◆ WHAT YOU ARE ASKED TO DO
How many lines of the records below contain the word "screenshot"? Answer with the number alone.

◆ DATA LISTING
......
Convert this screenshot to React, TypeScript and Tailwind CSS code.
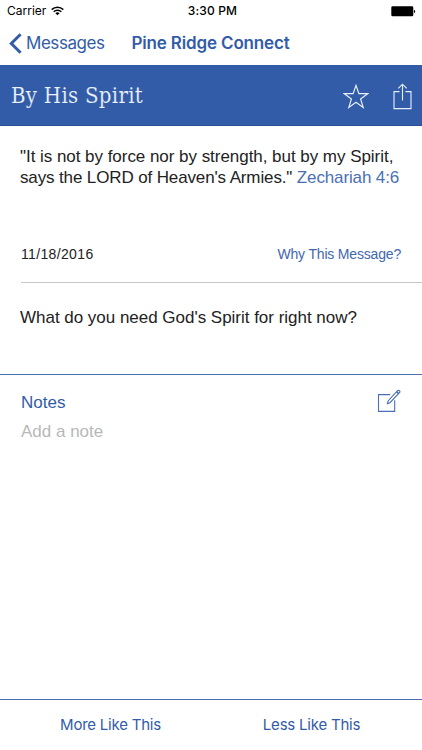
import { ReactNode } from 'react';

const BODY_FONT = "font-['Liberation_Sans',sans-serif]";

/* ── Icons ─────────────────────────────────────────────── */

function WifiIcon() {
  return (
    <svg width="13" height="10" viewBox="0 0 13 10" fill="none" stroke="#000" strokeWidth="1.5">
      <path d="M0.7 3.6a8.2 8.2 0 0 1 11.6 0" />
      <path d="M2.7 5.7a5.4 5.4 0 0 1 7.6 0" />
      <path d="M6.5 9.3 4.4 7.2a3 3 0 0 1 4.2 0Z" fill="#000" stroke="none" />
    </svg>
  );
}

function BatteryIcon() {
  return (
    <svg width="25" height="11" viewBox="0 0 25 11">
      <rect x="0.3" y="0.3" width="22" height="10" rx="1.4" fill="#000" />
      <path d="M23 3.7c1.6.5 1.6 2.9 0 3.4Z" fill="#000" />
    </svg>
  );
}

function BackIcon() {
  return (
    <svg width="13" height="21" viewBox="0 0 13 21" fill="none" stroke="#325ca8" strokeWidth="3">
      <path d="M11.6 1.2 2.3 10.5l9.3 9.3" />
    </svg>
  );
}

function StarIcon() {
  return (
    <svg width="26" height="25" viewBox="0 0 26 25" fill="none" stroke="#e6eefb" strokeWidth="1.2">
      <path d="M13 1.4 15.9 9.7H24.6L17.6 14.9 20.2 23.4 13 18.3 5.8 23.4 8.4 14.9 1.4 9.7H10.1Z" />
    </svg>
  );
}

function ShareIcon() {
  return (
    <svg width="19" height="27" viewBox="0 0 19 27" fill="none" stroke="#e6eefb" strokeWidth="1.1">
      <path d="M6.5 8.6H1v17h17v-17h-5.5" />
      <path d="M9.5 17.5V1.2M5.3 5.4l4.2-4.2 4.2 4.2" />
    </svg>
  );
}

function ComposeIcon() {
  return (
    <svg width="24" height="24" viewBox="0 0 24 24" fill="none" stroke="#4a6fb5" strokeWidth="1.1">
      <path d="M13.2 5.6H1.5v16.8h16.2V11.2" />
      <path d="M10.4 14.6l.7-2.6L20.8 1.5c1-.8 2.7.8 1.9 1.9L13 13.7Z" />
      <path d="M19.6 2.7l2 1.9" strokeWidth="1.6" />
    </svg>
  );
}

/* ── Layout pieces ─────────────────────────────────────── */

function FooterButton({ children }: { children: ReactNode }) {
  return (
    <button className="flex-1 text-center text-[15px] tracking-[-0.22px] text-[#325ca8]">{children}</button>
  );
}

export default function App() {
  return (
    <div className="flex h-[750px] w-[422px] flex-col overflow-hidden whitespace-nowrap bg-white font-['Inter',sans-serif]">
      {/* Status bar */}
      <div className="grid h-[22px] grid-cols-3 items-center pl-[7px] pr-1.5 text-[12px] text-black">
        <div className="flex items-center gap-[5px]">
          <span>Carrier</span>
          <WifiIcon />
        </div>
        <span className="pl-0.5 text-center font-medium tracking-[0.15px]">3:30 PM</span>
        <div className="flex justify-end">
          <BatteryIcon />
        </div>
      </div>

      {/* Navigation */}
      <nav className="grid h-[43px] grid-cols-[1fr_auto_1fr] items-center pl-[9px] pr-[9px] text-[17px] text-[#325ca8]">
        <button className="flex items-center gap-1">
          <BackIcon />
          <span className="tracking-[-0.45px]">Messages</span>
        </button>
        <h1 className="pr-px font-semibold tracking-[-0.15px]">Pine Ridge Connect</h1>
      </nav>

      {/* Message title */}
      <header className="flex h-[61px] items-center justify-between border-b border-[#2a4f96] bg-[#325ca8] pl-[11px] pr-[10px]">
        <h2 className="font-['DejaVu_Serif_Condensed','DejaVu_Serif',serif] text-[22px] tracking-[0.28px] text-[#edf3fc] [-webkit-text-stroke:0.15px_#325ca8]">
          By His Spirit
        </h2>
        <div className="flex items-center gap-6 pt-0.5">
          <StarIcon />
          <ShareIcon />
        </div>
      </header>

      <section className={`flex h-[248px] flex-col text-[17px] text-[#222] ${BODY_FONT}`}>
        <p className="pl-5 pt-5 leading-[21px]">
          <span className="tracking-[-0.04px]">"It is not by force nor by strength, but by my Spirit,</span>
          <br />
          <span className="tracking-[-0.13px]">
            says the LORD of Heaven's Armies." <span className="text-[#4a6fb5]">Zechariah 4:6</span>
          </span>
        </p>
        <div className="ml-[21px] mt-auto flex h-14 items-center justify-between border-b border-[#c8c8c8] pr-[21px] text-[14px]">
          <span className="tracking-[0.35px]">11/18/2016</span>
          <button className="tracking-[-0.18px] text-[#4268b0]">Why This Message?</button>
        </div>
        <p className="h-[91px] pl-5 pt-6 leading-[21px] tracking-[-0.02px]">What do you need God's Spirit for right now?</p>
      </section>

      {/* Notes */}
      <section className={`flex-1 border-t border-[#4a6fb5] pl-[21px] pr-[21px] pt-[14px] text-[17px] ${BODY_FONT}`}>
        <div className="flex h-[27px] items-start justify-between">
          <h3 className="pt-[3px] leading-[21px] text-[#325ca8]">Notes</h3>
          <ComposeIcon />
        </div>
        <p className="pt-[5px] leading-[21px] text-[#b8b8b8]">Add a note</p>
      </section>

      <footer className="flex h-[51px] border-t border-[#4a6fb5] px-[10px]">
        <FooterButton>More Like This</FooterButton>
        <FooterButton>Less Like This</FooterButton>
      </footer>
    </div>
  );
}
......
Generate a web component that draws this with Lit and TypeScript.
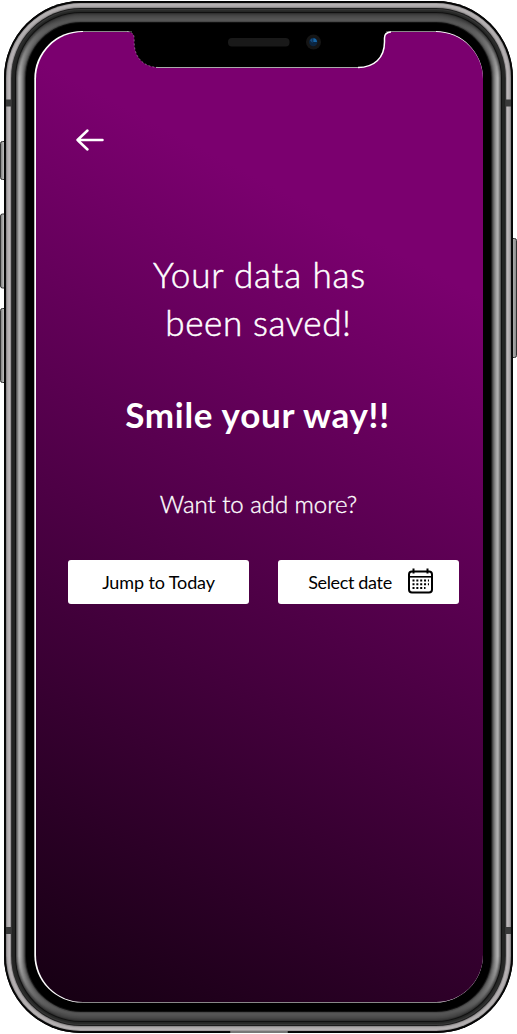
......
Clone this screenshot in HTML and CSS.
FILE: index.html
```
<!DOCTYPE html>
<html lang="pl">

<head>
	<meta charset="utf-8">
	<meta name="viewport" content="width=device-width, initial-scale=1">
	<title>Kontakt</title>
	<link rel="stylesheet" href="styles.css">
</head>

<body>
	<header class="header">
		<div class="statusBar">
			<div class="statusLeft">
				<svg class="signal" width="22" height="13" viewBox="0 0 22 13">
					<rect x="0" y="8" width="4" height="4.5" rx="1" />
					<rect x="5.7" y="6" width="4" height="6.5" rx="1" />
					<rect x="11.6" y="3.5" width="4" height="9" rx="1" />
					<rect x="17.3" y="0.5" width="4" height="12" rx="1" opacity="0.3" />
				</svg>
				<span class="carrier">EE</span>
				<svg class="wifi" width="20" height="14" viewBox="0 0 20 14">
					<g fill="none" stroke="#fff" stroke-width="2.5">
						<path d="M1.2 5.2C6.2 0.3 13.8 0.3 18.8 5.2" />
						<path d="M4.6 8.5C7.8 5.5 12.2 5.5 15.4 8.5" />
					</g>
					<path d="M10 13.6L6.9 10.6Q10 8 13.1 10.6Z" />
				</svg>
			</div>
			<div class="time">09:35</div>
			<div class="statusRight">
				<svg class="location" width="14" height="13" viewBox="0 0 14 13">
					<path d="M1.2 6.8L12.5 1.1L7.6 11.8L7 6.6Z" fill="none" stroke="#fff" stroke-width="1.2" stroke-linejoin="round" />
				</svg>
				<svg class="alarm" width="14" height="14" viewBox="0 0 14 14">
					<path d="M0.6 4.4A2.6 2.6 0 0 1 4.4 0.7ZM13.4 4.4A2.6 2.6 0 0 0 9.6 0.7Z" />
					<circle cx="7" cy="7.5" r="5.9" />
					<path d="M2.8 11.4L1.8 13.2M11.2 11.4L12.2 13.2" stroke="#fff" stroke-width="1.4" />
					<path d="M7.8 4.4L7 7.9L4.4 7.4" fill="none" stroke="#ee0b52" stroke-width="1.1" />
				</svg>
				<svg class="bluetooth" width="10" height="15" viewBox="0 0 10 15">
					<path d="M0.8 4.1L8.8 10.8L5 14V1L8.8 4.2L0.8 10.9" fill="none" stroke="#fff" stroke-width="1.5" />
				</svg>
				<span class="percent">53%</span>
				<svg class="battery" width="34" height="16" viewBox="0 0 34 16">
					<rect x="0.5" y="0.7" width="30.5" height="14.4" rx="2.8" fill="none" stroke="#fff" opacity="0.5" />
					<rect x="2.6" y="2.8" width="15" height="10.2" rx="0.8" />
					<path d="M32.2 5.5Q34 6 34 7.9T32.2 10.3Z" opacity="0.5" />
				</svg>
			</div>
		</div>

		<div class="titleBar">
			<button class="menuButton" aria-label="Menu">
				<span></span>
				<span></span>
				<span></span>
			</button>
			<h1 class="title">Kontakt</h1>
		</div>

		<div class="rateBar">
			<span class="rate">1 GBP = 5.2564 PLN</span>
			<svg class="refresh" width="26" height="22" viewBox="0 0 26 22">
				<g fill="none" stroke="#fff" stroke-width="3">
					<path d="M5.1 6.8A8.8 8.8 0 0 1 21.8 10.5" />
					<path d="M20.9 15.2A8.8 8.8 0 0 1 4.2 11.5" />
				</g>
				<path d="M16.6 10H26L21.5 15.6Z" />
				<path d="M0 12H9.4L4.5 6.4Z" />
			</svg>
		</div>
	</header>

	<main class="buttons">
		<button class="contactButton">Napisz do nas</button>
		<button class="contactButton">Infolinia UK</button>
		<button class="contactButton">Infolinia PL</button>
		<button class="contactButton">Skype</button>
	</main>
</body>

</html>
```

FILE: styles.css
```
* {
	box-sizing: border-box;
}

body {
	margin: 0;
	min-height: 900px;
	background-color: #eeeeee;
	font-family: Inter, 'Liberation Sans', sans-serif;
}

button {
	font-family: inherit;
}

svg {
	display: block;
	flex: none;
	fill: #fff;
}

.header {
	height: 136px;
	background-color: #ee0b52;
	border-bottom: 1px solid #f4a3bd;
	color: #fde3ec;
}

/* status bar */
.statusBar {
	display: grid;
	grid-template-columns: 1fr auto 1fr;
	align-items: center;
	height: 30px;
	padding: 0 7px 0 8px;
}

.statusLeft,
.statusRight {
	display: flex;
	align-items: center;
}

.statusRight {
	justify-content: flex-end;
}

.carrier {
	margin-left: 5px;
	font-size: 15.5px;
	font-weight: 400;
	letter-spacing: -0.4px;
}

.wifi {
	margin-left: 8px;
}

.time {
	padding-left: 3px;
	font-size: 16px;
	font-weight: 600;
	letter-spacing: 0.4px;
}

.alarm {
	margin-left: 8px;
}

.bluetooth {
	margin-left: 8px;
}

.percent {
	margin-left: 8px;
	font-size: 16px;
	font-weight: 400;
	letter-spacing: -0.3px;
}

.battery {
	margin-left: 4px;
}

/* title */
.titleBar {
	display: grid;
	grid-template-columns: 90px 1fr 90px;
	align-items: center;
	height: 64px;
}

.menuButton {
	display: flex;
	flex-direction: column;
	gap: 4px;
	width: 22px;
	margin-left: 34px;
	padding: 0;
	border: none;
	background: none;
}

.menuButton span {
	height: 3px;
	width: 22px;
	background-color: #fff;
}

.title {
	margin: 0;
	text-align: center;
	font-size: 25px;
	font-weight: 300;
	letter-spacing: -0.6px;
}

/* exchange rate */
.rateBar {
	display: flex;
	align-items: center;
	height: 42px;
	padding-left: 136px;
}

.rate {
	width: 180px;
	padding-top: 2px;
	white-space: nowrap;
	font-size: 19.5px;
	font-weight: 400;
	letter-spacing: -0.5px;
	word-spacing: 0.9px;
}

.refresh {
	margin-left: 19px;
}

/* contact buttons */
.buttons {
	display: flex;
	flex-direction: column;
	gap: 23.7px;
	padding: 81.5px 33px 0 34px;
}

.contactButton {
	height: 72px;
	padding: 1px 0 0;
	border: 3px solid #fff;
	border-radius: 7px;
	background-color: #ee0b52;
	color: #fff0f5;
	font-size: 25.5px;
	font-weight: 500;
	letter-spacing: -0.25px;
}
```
......
◆ TASK SOLUTION
2